AI review is a first pass. It is advisory. It does not satisfy, shorten, or replace the human review requirement.
Decision
Run an AI review pass on every pull request before the human review and approval step. The AI pass uses the review skills configured in claude-ops.
The developer who opened the pull request is responsible for triaging the AI findings, acting on the valid ones, and dismissing false positives, before assigning the issue for human review.
The architect or technical lead performs the authoritative review and holds approval and merge authority. AI findings inform that review but do not bind it.

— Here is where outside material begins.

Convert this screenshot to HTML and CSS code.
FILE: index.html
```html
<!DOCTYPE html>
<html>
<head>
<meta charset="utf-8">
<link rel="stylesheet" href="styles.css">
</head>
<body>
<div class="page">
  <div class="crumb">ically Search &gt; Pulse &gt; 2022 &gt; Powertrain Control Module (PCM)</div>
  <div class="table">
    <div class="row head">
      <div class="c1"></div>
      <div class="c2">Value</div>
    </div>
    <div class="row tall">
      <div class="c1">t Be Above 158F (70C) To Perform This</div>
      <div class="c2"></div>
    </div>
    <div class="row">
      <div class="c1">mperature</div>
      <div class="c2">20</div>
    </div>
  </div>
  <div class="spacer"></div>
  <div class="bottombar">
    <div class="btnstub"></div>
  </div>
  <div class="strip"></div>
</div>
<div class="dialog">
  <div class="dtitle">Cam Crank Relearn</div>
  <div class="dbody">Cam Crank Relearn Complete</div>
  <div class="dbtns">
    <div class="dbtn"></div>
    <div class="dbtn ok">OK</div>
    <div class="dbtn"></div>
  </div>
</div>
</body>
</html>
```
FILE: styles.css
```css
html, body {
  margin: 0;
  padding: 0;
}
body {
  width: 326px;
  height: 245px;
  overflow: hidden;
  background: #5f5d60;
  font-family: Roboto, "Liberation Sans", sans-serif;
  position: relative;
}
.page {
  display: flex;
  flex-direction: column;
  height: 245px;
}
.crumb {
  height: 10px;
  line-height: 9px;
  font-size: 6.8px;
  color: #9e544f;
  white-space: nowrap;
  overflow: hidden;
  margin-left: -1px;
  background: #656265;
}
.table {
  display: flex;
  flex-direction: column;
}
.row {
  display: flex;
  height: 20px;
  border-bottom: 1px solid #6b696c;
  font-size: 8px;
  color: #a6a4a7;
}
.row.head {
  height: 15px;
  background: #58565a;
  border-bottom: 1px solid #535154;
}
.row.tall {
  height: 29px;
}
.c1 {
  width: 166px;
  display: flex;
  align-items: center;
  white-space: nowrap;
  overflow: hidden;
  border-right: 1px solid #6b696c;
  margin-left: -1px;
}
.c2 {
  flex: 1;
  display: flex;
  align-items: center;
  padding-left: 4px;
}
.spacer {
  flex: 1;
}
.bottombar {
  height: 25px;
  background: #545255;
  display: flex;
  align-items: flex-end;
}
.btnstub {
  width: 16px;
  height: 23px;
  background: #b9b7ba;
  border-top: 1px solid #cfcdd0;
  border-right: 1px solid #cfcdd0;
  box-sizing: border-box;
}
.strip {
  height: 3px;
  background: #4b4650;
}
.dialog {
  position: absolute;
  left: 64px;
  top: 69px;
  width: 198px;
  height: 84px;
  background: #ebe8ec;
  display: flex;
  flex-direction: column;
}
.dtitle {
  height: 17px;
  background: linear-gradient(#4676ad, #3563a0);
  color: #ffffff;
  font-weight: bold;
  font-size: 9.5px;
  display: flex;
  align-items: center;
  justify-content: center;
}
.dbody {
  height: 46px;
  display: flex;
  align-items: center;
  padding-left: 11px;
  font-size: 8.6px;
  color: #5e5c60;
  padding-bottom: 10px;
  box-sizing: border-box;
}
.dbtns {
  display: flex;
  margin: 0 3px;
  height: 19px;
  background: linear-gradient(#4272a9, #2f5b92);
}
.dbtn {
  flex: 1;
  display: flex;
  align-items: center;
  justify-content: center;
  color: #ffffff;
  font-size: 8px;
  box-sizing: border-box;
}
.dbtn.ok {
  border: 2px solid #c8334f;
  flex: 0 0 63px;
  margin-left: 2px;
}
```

AI participation is disclosed using the existing git trailers (AI-assisted: true, AI-tools: claude-code) and the AI disclosure field in the pull request description.
Context
Code review is already required on every pull request, but the architect or tech lead absorbs the full cost of catching everything from style and obvious bugs to missing tests, accessibility regressions, and security smells. An AI first pass catches a meaningful share of these earlier, so the human reviewer can spend their attention on architecture, intent, and production readiness rather than mechanical issues.
This supports two pillars of the AI strategy. "Standardize Before We Automate" is served by running the same configured review skills on every project rather than relying on each reviewer's habits. "Define the Human-AI Boundary" is served by keeping the AI pass advisory and the human as the approver.

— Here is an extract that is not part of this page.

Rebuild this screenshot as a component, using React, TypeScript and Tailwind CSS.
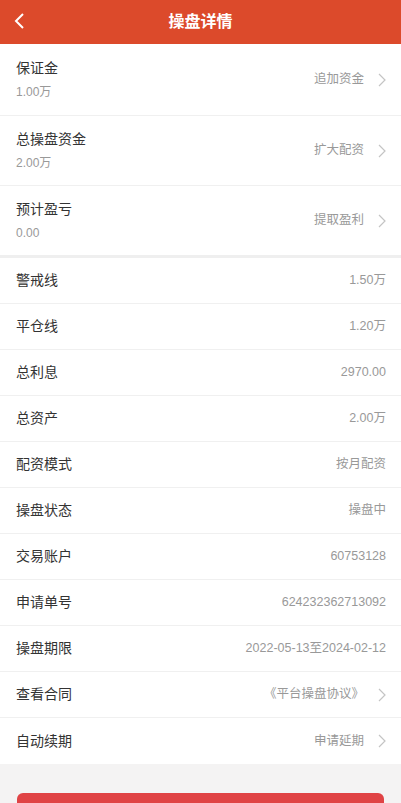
import React from "react";

type TopRow = { label: string; value: string; action: string; h: string; border: string };
type InfoRow = { label: string; value: string; link?: boolean };

const topRows: TopRow[] = [
  { label: "保证金", value: "1.00万", action: "追加资金", h: "h-[72px]", border: "border-b border-[#f0f0f0]" },
  { label: "总操盘资金", value: "2.00万", action: "扩大配资", h: "h-[70px]", border: "border-b border-[#f0f0f0]" },
  { label: "预计盈亏", value: "0.00", action: "提取盈利", h: "h-[72px]", border: "border-b-[3px] border-[#efefef]" }
];

const infoRows: InfoRow[] = [
  { label: "警戒线", value: "1.50万" },
  { label: "平仓线", value: "1.20万" },
  { label: "总利息", value: "2970.00" },
  { label: "总资产", value: "2.00万" },
  { label: "配资模式", value: "按月配资" },
  { label: "操盘状态", value: "操盘中" },
  { label: "交易账户", value: "60753128" },
  { label: "申请单号", value: "624232362713092" },
  { label: "操盘期限", value: "2022-05-13至2024-02-12" },
  { label: "查看合同", value: "《平台操盘协议》", link: true },
  { label: "自动续期", value: "申请延期", link: true }
];

function Chevron() {
  return (
    <svg width="8" height="14" viewBox="0 0 8 14" className="ml-[14px] shrink-0">
      <path d="M1 1l6 6-6 6" fill="none" stroke="#c4c4c4" strokeWidth="1.2" />
    </svg>
  );
}

export default function App() {
  return (
    <div
      className="flex min-h-[803px] w-[401px] flex-col bg-[#f4f3f3] pb-6"
      style={{ fontFamily: '"Liberation Sans", "Noto Sans CJK SC", sans-serif' }}
    >
      <header className="relative flex h-[44px] shrink-0 items-center justify-center bg-[#dc4a2b]">
        <svg width="11" height="16" viewBox="0 0 11 16" className="absolute left-[14px] top-[13px]">
          <path d="M9 1L2 8l7 7" fill="none" stroke="#fff" strokeWidth="2" />
        </svg>
        <h1 className="text-[16px] font-bold text-white">操盘详情</h1>
      </header>

      <section className="bg-white">
        {topRows.map((r) => (
          <div key={r.label} className={`flex items-center justify-between pl-4 pr-[15px] ${r.h} ${r.border}`}>
            <div className="flex flex-col">
              <span className="text-[14px] leading-5 text-[#333]">{r.label}</span>
              <span className="mt-1 text-[12px] leading-5 text-[#999]">{r.value}</span>
            </div>
            <div className="flex items-center">
              <span className="text-[12.5px] text-[#999]">{r.action}</span>
              <Chevron />
            </div>
          </div>
        ))}
      </section>

      <section className="bg-white">
        {infoRows.map((r, i) => (
          <div
            key={r.label}
            className={`flex h-[46px] items-center justify-between pl-4 pr-[15px] ${
              i < infoRows.length - 1 ? "border-b border-[#f0f0f0]" : ""
            }`}
          >
            <span className="text-[14px] text-[#333]">{r.label}</span>
            {r.link ? (
              <div className="flex items-center">
                <span className="text-[12.5px] text-[#999]">{r.value}</span>
                <Chevron />
              </div>
            ) : (
              <span className="text-[12.5px] text-[#999]">{r.value}</span>
            )}
          </div>
        ))}
      </section>

      <div className="px-[17px] pt-[29px]">
        <button className="h-[44px] w-full rounded-md bg-[#e04345] text-[16px] text-white">申请结算</button>
      </div>
    </div>
  );
}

The orchestration model already exists and works. This ADR makes the review pass an expected step rather than an optional one, and ties it to the disclosure conventions in the AI traceability ADR so that AI involvement in review is auditable.
Consequences
- Issues are caught earlier, which reduces rework and lowers the load on the human reviewer.
- The human review focuses on higher-value judgment because routine findings are handled before it.
- Developers take on a triage step. AI produces false positives, and acting on them uncritically is its own risk, so the developer must judge each finding.
- The review skills in the ops projects need to be maintained and kept current, which is ongoing work owned by the team.
- Pull request preparation takes slightly longer because of the AI pass and triage.
- The AI pass is not a quality guarantee and does not transfer accountability. The architect or tech lead who approves the merge remains responsible for the code.
Exceptions
- Emergency situations where waiting on the AI pass would delay a needed fix and the architect or tech lead is available to review directly.
- Client projects or repositories where AI tools are not permitted by contract, client policy, or data sensitivity. The AI Development & Deployment Policy and the AI Software Usage Policy govern what is allowed.
- Projects where claude-ops has not been initialized. The deviation is documented per the ops project configuration ADR until the ops project is in place.